Now that deposits are effectively guaranteed at Credit Suisse and debt holders are unlikely to experience any haircut in a possible (but very unlikely) bankruptcy, we can take the next steps to move beyond this crisis. One step is seeing buyers come in to take assets from the failed lenders in the U.S. and inject capital into CS. The company is spinning off its U.S. investment banking business and rebranding it as First Boston, previously its entrée into the U.S. market via acquisition in the mid-1990s. We would also like to see deposits stabilize, the Federal Reserve either pausing or signaling a pause, and some smarter bank regulations in terms of interest rate risk at midsized banks (we’ll see tougher regulations whether we like it or not, we just want them to be smarter and better).
Potential investment implications
LPL Research is not a buyer of the U.S. banks just yet while we wait for more confidence to be restored.
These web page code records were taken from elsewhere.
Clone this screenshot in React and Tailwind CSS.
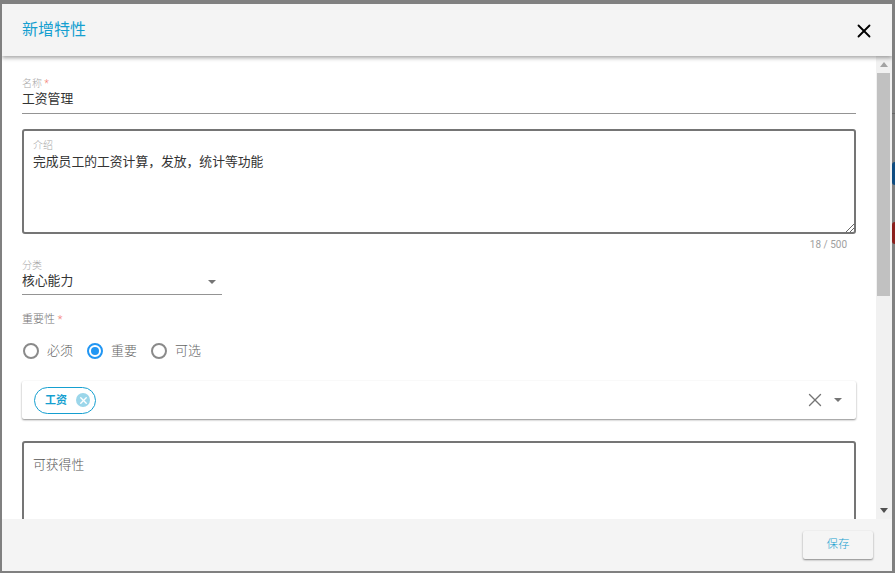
import { X } from 'lucide-react';

const cjk = { fontFamily: '"Roboto", "Noto Sans CJK SC", sans-serif' };

function Caret({ className }) {
  return <span className={`block w-0 h-0 border-x-4 border-x-transparent border-t-4 ${className}`} />;
}

function Radio({ label, checked }) {
  return (
    <label className="flex items-center h-6">
      <span className={`w-4 h-4 rounded-full border-2 flex items-center justify-center ${checked ? 'border-[#2196f3]' : 'border-[#8a8a8a]'}`}>
        {checked && <span className="w-2 h-2 rounded-full bg-[#2196f3]" />}
      </span>
      <span className="ml-2 mr-[14px] text-[13px] font-light text-[#666666]">{label}</span>
    </label>
  );
}

export default function App() {
  return (
    <div className="w-[895px] h-[573px] overflow-hidden bg-[#808080] pt-1 pl-0.5 relative" style={cjk}>
      {/* bits of the page behind the dialog */}
      <div className="absolute right-0 top-[113px] w-[3px] h-px bg-[#666666]" />
      <div className="absolute right-0 top-[162px] w-[3px] h-[23px] rounded-l-sm bg-[#0f4c81]" />
      <div className="absolute right-0 top-[222px] w-[3px] h-[22px] rounded-l-sm bg-[#8b1f1c]" />

      <div className="relative w-[890px] h-[567px] bg-white flex flex-col overflow-hidden">
        <header className="relative z-10 h-[52px] shrink-0 bg-[#f4f4f4] shadow-[0_2px_4px_rgba(0,0,0,0.35)] flex items-center justify-between pl-5 pr-[17px]">
          <h2 className="text-base text-[#159fd0] font-normal">新增特性</h2>
          <X size={22} strokeWidth={2} className="text-black translate-y-[1px]" />
        </header>

        <div className="flex-1 min-h-0 flex overflow-hidden">
          <div className="flex-1 min-w-0 pl-5 pr-5 pt-[21px]">
            <div className="border-b border-[#949494] h-[37px] pt-px">
              <div className="text-[10px] leading-[11px] font-light text-[#a8a8a8]">名称 <span className="text-[#f47c73]">*</span></div>
              <div className="text-[12.8px] leading-[20px] font-normal text-[#333333]">工资管理</div>
            </div>

            <div className="mt-[15px] h-[105px] rounded-[3px] border-2 border-[#757575] pl-[9px] pt-[9px] relative">
              <div className="text-[10px] leading-[12px] font-light text-[#a8a8a8]">介绍</div>
              <div className="text-[12.8px] leading-[19px] font-normal text-[#333333]">完成员工的工资计算，发放，统计等功能</div>
              <svg className="absolute right-0 bottom-0" width="9" height="9" viewBox="0 0 9 9">
                <path d="M1 9L9 1M5 9L9 5" stroke="#666666" strokeWidth="1" />
              </svg>
            </div>
            <div className="text-[10px] leading-[12px] text-[#a0a0a0] text-right pr-[9px] mt-[5px]">18 / 500</div>

            <div className="mt-[9px] w-[200px] h-[35px] border-b border-[#949494] relative">
              <div className="text-[10px] leading-[12px] font-light text-[#a8a8a8]">分类</div>
              <div className="text-[12.8px] leading-[18px] font-normal text-[#333333]">核心能力</div>
              <Caret className="absolute right-[6px] top-[20px] border-t-[#757575]" />
            </div>

            <div className="mt-[18px] text-[11px] leading-[14px] font-light text-[#757575]">重要性 <span className="text-[#f47c73]">*</span></div>

            <div className="mt-3 flex items-center pl-px">
              <Radio label="必须" />
              <Radio label="重要" checked />
              <Radio label="可选" />
            </div>

            <div className="mt-[18px] h-[38px] rounded-[2px] bg-white shadow-[0_1px_2px_rgba(0,0,0,0.45)] flex items-center pl-3 pr-[14px]">
              <span className="h-[27px] w-[62px] rounded-full border border-[#159fd0] flex items-center pl-[10px] pr-[5px] justify-between">
                <span className="text-[11px] font-bold text-[#159fd0] translate-y-[1px]">工资</span>
                <span className="w-[14px] h-[14px] rounded-full bg-[#9bd6ea] flex items-center justify-center">
                  <X size={11} strokeWidth={3} className="text-white" />
                </span>
              </span>
              <X size={22} strokeWidth={1.5} className="ml-auto mr-px text-[#757575]" />
              <Caret className="ml-[7px] border-t-[#757575]" />
            </div>

            <div className="mt-[22px] h-[120px] rounded-[3px] border-2 border-[#757575] pl-[9px] pt-3">
              <div className="text-[12.8px] leading-[20px] font-light text-[#555555]">可获得性</div>
            </div>
          </div>

          {/* scrollbar */}
          <div className="w-4 shrink-0 bg-[#f1f1f1] flex flex-col pl-px">
            <div className="h-[17px] w-[13px] flex items-center justify-center">
              <span className="block w-0 h-0 border-x-4 border-x-transparent border-b-[5px] border-b-[#a3a3a3]" />
            </div>
            <div className="w-[13px] h-[223px] bg-[#c1c1c1]" />
            <div className="flex-1" />
            <div className="h-[17px] w-[13px] flex items-center justify-center">
              <span className="block w-0 h-0 border-x-4 border-x-transparent border-t-[5px] border-t-[#505050]" />
            </div>
          </div>
        </div>

        <footer className="relative z-10 h-[52px] shrink-0 bg-[#f4f4f4] flex items-center justify-end pr-[19px]">
          <button className="w-[70px] h-[28px] rounded-[2px] bg-[#f5f5f5] shadow-[0_1px_2px_rgba(0,0,0,0.45)] text-[11.5px] font-light text-[#159fd0]">保存</button>
        </footer>
      </div>
    </div>
  );
}
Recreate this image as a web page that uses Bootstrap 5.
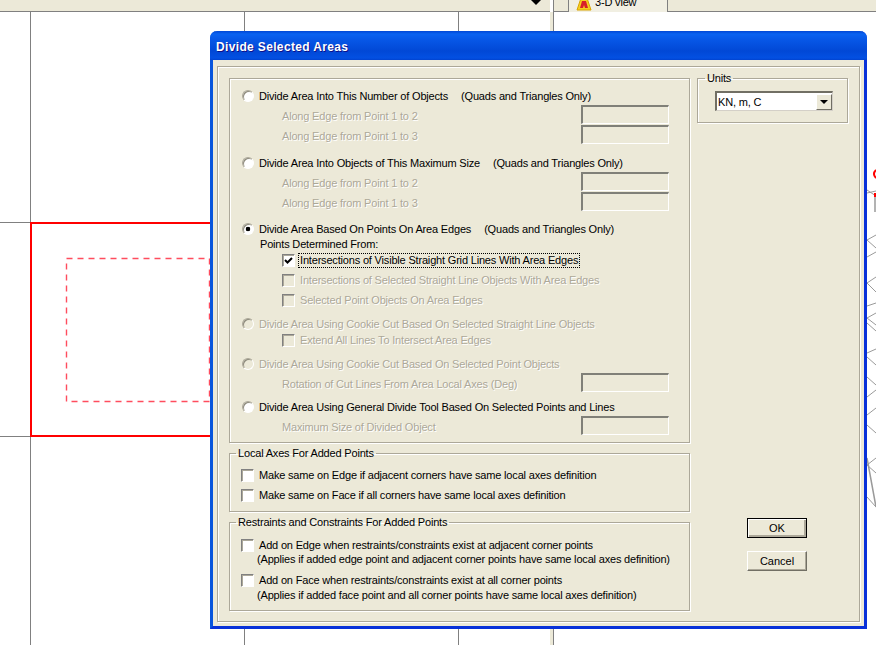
<!DOCTYPE html>
<html lang="en">
<head>
    <meta charset="UTF-8">
    <title>Divide Selected Areas</title>
    <link href="https://cdn.jsdelivr.net/npm/bootstrap@5.3.0/dist/css/bootstrap.min.css" rel="stylesheet">
    <style>
        html, body { margin: 0; background: #fff; overflow: hidden; }
        body { font-family: "Liberation Sans", sans-serif; font-size: 11px; letter-spacing: -.18px; line-height: 16px; color: #000; }
        .desk { position: relative; width: 876px; height: 645px; overflow: hidden; background: #fff; }
        .desk-art { position: absolute; left: 0; top: 0; }

        /* top strip of the main program */
        .top-strip { position: relative; height: 12px; }
        .strip-left { width: 550px; background: #ece9d8; border-bottom: 1px solid #808080; position: relative; }
        .strip-arrow { position: absolute; left: 531px; top: 0; border: 5px solid transparent; border-top-color: #000; border-bottom: 0; }
        .strip-gap { width: 15px; background: #ece9d8; border-bottom: 1px solid #808080; border-left: 1px solid #808080; margin-left: 3px; }
        .strip-tab { width: 100px; background: #f1efe2; border-left: 1px solid #808080; border-right: 1px solid #808080; overflow: hidden; padding-left: 7px; gap: 3px; font-size: 11px; line-height: 10px; }
        .strip-tab span { margin-top: -3px; }
        .strip-rest { background: #ece9d8; border-bottom: 1px solid #808080; }

        /* dialog */
        .xp-window { position: absolute; left: 210px; top: 31px; width: 657px; height: 598px; background: #ece9d8; border-radius: 7px 7px 0 0; border-left: 3px solid #0855dd; border-right: 3px solid #0831d9; border-bottom: 3px solid #0831d9; }
        .xp-title { height: 29px; margin: 0 -3px; padding-left: 6px; border-radius: 7px 7px 0 0; color: #fff; font-family: "Liberation Sans", sans-serif; font-weight: 700; font-size: 12px; letter-spacing: .35px; line-height: 33px; text-shadow: 1px 1px 0 #0f1089; background: linear-gradient(180deg, #0046d5 0, #0a62f0 3px, #0758e8 8px, #0148d6 20px, #0350e2 27px, #0143cf 29px); }
        .xp-frame { margin: 6px 4px 3px; height: 556px; padding: 11px 11px 10px 11px; border: 1px solid #aca899; box-shadow: 1px 1px 0 #fff, inset 1px 1px 0 #fff; gap: 7px; }
        .col-left { width: 462px; }
        .col-right { width: 151px; }
        .etched { border: 1px solid #aca899; box-shadow: 1px 1px 0 #fff, inset 1px 1px 0 #fff; margin: 0; min-width: 0; }
        .etched legend { float: none; width: auto; margin: 0 0 0 -5px; padding: 0 2px; font-size: 11px; line-height: 14px; }
        .group-main { height: 365px; padding: 9px 0 0 12px; }
        .group-axes { height: 66px; margin-top: 3px; padding: 7px 0 0 11px; }
        .group-restr { height: 96px; margin-top: 3px; padding: 8px 0 0 11px; }
        .group-units { height: 52px; padding: 0 14px 0 16px; margin-top: -7px; }
        .group-units legend { margin-left: -9px; }

        .opt-row { height: 16px; white-space: nowrap; }
        .sp-0 { margin-top: 0; } .sp-4 { margin-top: 4px; } .sp-8 { margin-top: 8px; }
        .sp-7 { margin-top: 7px; } .sp-10 { margin-top: 10px; } .sp-11 { margin-top: 11px; }
        .sp-1 { margin-top: -1px; } .sp-5 { margin-top: 5px; } .sp-n2 { margin-top: -2px; }
        .off { color: #aca899; text-shadow: 1px 1px 0 #fff; }
        .ind-sub { margin-left: 40px; }
        .ind-head { margin-left: 18px; }
        .ind-note { margin-left: 16px; }
        .note { margin-left: 8px; }
        .focus-box { outline: 1px dotted #000; outline-offset: 0; padding: 0 1px; line-height: 13px; margin-left: 4px; }

        .xp-radio, .xp-check { appearance: none; -webkit-appearance: none; flex: none; margin: 0; background-color: #fff; }
        .xp-radio { width: 12px; height: 12px; border-radius: 50%; border: 1px solid #aca899; border-right-color: #fff; border-bottom-color: #fff; box-shadow: inset 1px 1px 0 #8d8a7c; }
        .xp-radio:checked { background-image: radial-gradient(circle at 50% 50%, #000 0, #000 2px, transparent 2.6px); }
        .xp-radio:disabled { background-color: #ece9d8; }
        .xp-check { width: 13px; height: 13px; border: 1px solid #fff; border-top-color: #808080; border-left-color: #808080; box-shadow: inset 1px 1px 0 #aca899; }
        .xp-check.ind-check { margin-left: 40px; }
        .xp-check:disabled { background-color: #ece9d8; }
        .xp-check:checked { background-image: url("data:image/svg+xml,%3Csvg xmlns='http://www.w3.org/2000/svg' width='11' height='11'%3E%3Cpath d='M2 5l2.5 2.5L9 3' fill='none' stroke='%23000' stroke-width='2'/%3E%3C/svg%3E"); background-repeat: no-repeat; background-position: center; }
        .gap-lbl { gap: 5px; }

        .sunken { width: 88px; height: 19px; flex: none; margin-left: auto; margin-right: 20px; margin-top: -3px; border: 2px solid #808078; border-right: 1px solid #fff; border-bottom: 1px solid #fff; background: #ece9d8; }
        .combo { width: 118px; height: 20px; margin-top: 6px; margin-left: 1px; background: #fff; border: 2px solid #716f64; border-right-color: #d4d0c8; border-bottom-color: #d4d0c8; border-right-width: 1px; border-bottom-width: 1px; padding-left: 1px; font-size: 11px; }
        .combo-text { line-height: 16px; }
        .combo-btn { width: 16px; height: 16px; margin-left: auto; background: #ece9d8; border: 1px solid #fff; border-right-color: #716f64; border-bottom-color: #716f64; }
        .combo-btn i { border: 4px solid transparent; border-top-color: #000; border-bottom: 0; display: block; }

        .xp-btn { width: 60px; height: 20px; padding: 0; border-radius: 0; font-size: 11px; line-height: 16px; color: #000; background: #ece9d8; border: 1px solid #fff; border-right-color: #716f64; border-bottom-color: #716f64; box-shadow: inset -1px -1px 0 #aca899; }
        .xp-btn.is-default { border: 1px solid #000; box-shadow: inset 1px 1px 0 #fff, inset -2px -2px 0 #aca899; }
        .btn-stack { margin-top: auto; margin-left: 50px; margin-bottom: 40px; gap: 13px; }
    </style>
</head>
<body>
<div class="desk">
    <svg class="desk-art" width="876" height="645">
        <g stroke="#808080" stroke-width="1" shape-rendering="crispEdges">
            <line x1="30.5" y1="12" x2="30.5" y2="645"/>
            <line x1="244.5" y1="12" x2="244.5" y2="645"/>
            <line x1="458.5" y1="12" x2="458.5" y2="645"/>
            <line x1="0" y1="222.5" x2="30" y2="222.5"/>
            <line x1="0" y1="436.5" x2="30" y2="436.5"/>
        </g>
        <rect x="550" y="12" width="3" height="633" fill="#ece9d8"/>
        <rect x="553" y="0" width="1" height="645" fill="#808080"/>
        <rect x="31" y="223" width="190" height="213" fill="none" stroke="#ff0000" stroke-width="2"/>
        <rect x="66.5" y="258.5" width="143" height="143" fill="none" stroke="#ff4d5e" stroke-width="1.4" stroke-dasharray="6 5"/>
        <g stroke="#9a9a9a" stroke-width="1" fill="none">
            <path d="M867 193L876 191M867 190L876 196M867 240L876 235M867 240L876 248M867 257L876 252"/>
            <path d="M867 283L876 277M867 283L876 292M867 306L876 303M867 318L876 313M867 318L876 325M867 323L876 331"/>
            <path d="M867 353L876 349M867 357L876 365M867 377L876 385M867 397L876 390M867 415L876 408M867 425L876 433"/>
            <path d="M867 465L876 458M867 465L876 473M867 497L876 507"/>
            <path d="M867 458L876 507M875 197V212" stroke-width="1.5"/>
        </g>
        <path d="M876 170Q872 174 876 178" fill="none" stroke="#f00" stroke-width="2"/>
        <rect x="874" y="193" width="2" height="4" fill="#f00"/>
    </svg>

    <div class="top-strip d-flex">
        <div class="strip-left"><span class="strip-arrow"></span></div>
        <div class="strip-gap"></div>
        <div class="strip-tab d-flex">
            <svg width="16" height="11" viewBox="0 0 16 11"><path d="M5 -2h6l4 12H1z" fill="#f5d020" stroke="#d9a400"/><path d="M6 1h4l2 7h-3l-1-3-1 3H4z" fill="#d8202a"/></svg>
            <span>3-D view</span>
        </div>
        <div class="strip-rest flex-grow-1"></div>
    </div>

    <div class="xp-window">
        <div class="xp-title">Divide Selected Areas</div>
        <div class="xp-frame d-flex">
            <div class="col-left d-flex flex-column">
                <div class="etched group-main">
                    <div class="opt-row d-flex align-items-center gap-lbl"><input class="xp-radio" type="radio" name="m"><span>Divide Area Into This Number of Objects</span><span class="note">(Quads and Triangles Only)</span></div>
                    <div class="opt-row d-flex align-items-center sp-4 off"><span class="ind-sub">Along Edge from Point 1 to 2</span><span class="sunken"></span></div>
                    <div class="opt-row d-flex align-items-center sp-4 off"><span class="ind-sub">Along Edge from Point 1 to 3</span><span class="sunken"></span></div>

                    <div class="opt-row d-flex align-items-center gap-lbl sp-11"><input class="xp-radio" type="radio" name="m"><span>Divide Area Into Objects of This Maximum Size</span><span class="note">(Quads and Triangles Only)</span></div>
                    <div class="opt-row d-flex align-items-center sp-4 off"><span class="ind-sub">Along Edge from Point 1 to 2</span><span class="sunken"></span></div>
                    <div class="opt-row d-flex align-items-center sp-4 off"><span class="ind-sub">Along Edge from Point 1 to 3</span><span class="sunken"></span></div>

                    <div class="opt-row d-flex align-items-center gap-lbl sp-10"><input class="xp-radio" type="radio" name="m" checked><span>Divide Area Based On Points On Area Edges</span><span class="note">(Quads and Triangles Only)</span></div>
                    <div class="opt-row sp-1"><span class="ind-head">Points Determined From:</span></div>
                    <div class="opt-row d-flex align-items-center sp-0"><input class="xp-check ind-check" type="checkbox" checked><span class="focus-box">Intersections of Visible Straight Grid Lines With Area Edges</span></div>
                    <div class="opt-row d-flex align-items-center gap-lbl sp-4 off"><input class="xp-check ind-check" type="checkbox" disabled><span>Intersections of Selected Straight Line Objects With Area Edges</span></div>
                    <div class="opt-row d-flex align-items-center gap-lbl sp-4 off"><input class="xp-check ind-check" type="checkbox" disabled><span>Selected Point Objects On Area Edges</span></div>

                    <div class="opt-row d-flex align-items-center gap-lbl sp-8 off"><input class="xp-radio" type="radio" name="m" disabled><span>Divide Area Using Cookie Cut Based On Selected Straight Line Objects</span></div>
                    <div class="opt-row d-flex align-items-center gap-lbl sp-0 off"><input class="xp-check ind-check" type="checkbox" disabled><span>Extend All Lines To Intersect Area Edges</span></div>

                    <div class="opt-row d-flex align-items-center gap-lbl sp-8 off"><input class="xp-radio" type="radio" name="m" disabled><span>Divide Area Using Cookie Cut Based On Selected Point Objects</span></div>
                    <div class="opt-row d-flex align-items-center sp-4 off"><span class="ind-sub">Rotation of Cut Lines From Area Local Axes (Deg)</span><span class="sunken"></span></div>

                    <div class="opt-row d-flex align-items-center gap-lbl sp-7"><input class="xp-radio" type="radio" name="m"><span>Divide Area Using General Divide Tool Based On Selected Points and Lines</span></div>
                    <div class="opt-row d-flex align-items-center sp-4 off"><span class="ind-sub">Maximum Size of Divided Object</span><span class="sunken"></span></div>
                </div>

                <fieldset class="etched group-axes">
                    <legend>Local Axes For Added Points</legend>
                    <div class="opt-row d-flex align-items-center gap-lbl"><input class="xp-check" type="checkbox"><span>Make same on Edge if adjacent corners have same local axes definition</span></div>
                    <div class="opt-row d-flex align-items-center gap-lbl sp-4"><input class="xp-check" type="checkbox"><span>Make same on Face if all corners have same local axes definition</span></div>
                </fieldset>

                <fieldset class="etched group-restr">
                    <legend>Restraints and Constraints For Added Points</legend>
                    <div class="opt-row d-flex align-items-center gap-lbl"><input class="xp-check" type="checkbox"><span>Add on Edge when restraints/constraints exist at adjacent corner points</span></div>
                    <div class="opt-row sp-n2"><span class="ind-note">(Applies if added edge point and adjacent corner points have same local axes definition)</span></div>
                    <div class="opt-row d-flex align-items-center gap-lbl sp-5"><input class="xp-check" type="checkbox"><span>Add on Face when restraints/constraints exist at all corner points</span></div>
                    <div class="opt-row sp-1"><span class="ind-note">(Applies if added face point and all corner points have same local axes definition)</span></div>
                </fieldset>
            </div>

            <div class="col-right d-flex flex-column">
                <fieldset class="etched group-units">
                    <legend>Units</legend>
                    <div class="combo d-flex align-items-center">
                        <span class="combo-text">KN, m, C</span>
                        <span class="combo-btn d-flex align-items-center justify-content-center"><i></i></span>
                    </div>
                </fieldset>
                <div class="btn-stack d-flex flex-column">
                    <button type="button" class="btn xp-btn is-default">OK</button>
                    <button type="button" class="btn xp-btn">Cancel</button>
                </div>
            </div>
        </div>
    </div>
</div>
<script src="https://cdn.jsdelivr.net/npm/bootstrap@5.3.0/dist/js/bootstrap.bundle.min.js"></script>
</body>
</html>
However, the LPL Research Strategic and Tactical Asset Allocation Committee (STAAC) is maintaining its neutral view of the financials sector and its slight preference for value over growth. The Research team is watching technical analysis signals closely for potential signs of a change in the medium-term trend for the growth style.
The STAAC remains comfortable with its neutral weighting in developed international equities, but maintains a slight preference for U.S. equites at this time.
Finally, the STAAC recommends preferred securities as a way to take advantage of these depressed valuations while waiting for more confidence to be restored, while precious metals look well positioned during this period of banking stress and potential U.S. dollar weakness.